Company device allows those who lost a limb to retake control of their lives, reports He Qi in Shanghai.

After losing his left forearm during a workplace accident a few years ago, Wu Zheng'an fell into a depression and was constantly worried that he would never be able to work again.

"I couldn't accept the new reality," recalls the 37-year-old, who was operating a crusher at a construction site in Guangdong province when the accident occurred. "I even advised my wife to divorce me because I didn't want to be a burden to her."

For a long while, Wu had to survive on the support provided by his family as he couldn't find a proper job.

But he finally caught a glimpse of the light at the end of the tunnel in March 2020 when he chanced upon a video clip of a smart bionic hand called OHand on social media platform Douyin.

Wu did not hesitate to give the product a go, and he now describes that decision as life-changing.

Unlike traditional artificial limbs, OHand has signal sensors that track changes in skin morphology and intention signals related to finger movements transmitted through muscles. The signals are then sent through the skin to the bionic fingers.


Wu Zheng'an plays snooker at a local game room in Shanghai. CHINA DAILY

Created by Shanghai-based OYMotion Technologies, OHand weighs just 495 grams and allows users to perform dozens of tasks like pinching and holding chopsticks.

Although the bionic hand is priced at 118,000 yuan ($16,414), the company offered the device for a bargain price of 38,000 yuan to the Shanghai Disabled Persons' Federation, and local residents pay just 3,800 yuan, with the rest covered by the federation. The device was listed in the subsidy catalog for conventional aids for the disabled last year.

Authorities in Hunan province and Guangxi Zhuang autonomous region are developing a policy, under which users pay 10 percent of the cost, with local government subsidizing the balance.

Though Wu is a Guangxi native, he was given a 30,000 yuan discount by OYMotion Technologies so that he could cover the rest of the cost using the insurance payout for the accident.

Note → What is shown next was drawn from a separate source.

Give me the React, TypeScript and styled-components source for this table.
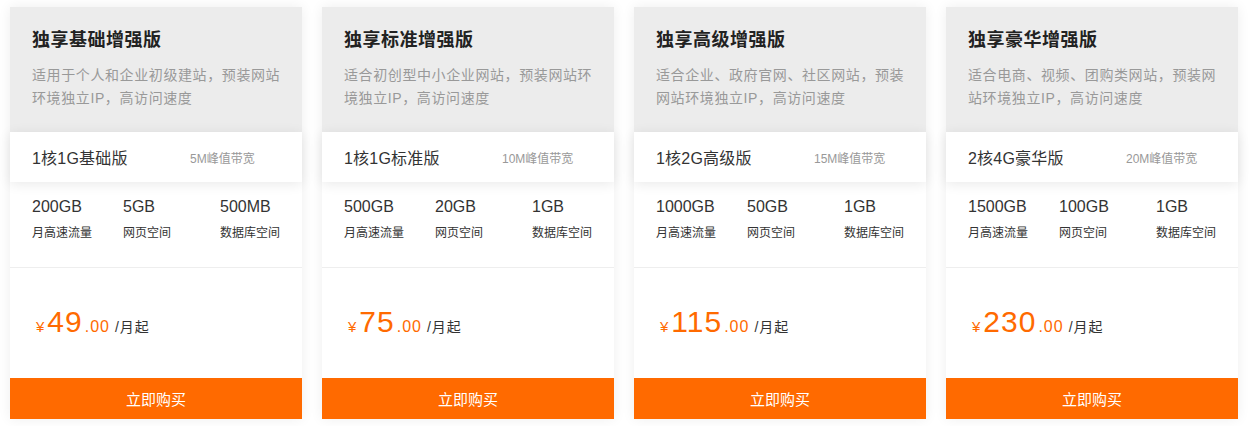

Using a smart bionic hand, Wu was able to ride a bike and live an easier and better quality life. CHINA DAILY

Completing people

Wu received nearly two hours of training after successfully connecting to the bionic hand and became proficient in using the device within a week. Today, he is able to perform basic tasks like typing, retrieving items using his new hand, and even riding a bike.

Six months after receiving his bionic hand, Wu found a food delivery job in Zhanjiang, Guangdong. A while later, he landed a job as a testing specialist at OYMotion Technologies.

"I have finally found some stability in life as I now have a monthly income. This has improved my family's living conditions to a great extent," Wu says. "A lot of people don't know about this technology, so part of the reason I'm doing it is to recommend this hand to more people in need.

"I once met a user in Fujian province. His wife said he hadn't spoken for nearly a month before I met him. He worried about getting a job, whether his wife would leave him, and how he would raise his children. After we introduced the bionic hand to him and helped him adapt, he became optimistic and found a job!"

Another person who has benefited from OHand is Pang Qilong, who was born in Fuyang, Anhui province, with congenital palm deformity. For most of his life, Pang felt as if his body was not "complete", but that changed when he learned about the bionic hand after coming to Shanghai to attend college a few years ago.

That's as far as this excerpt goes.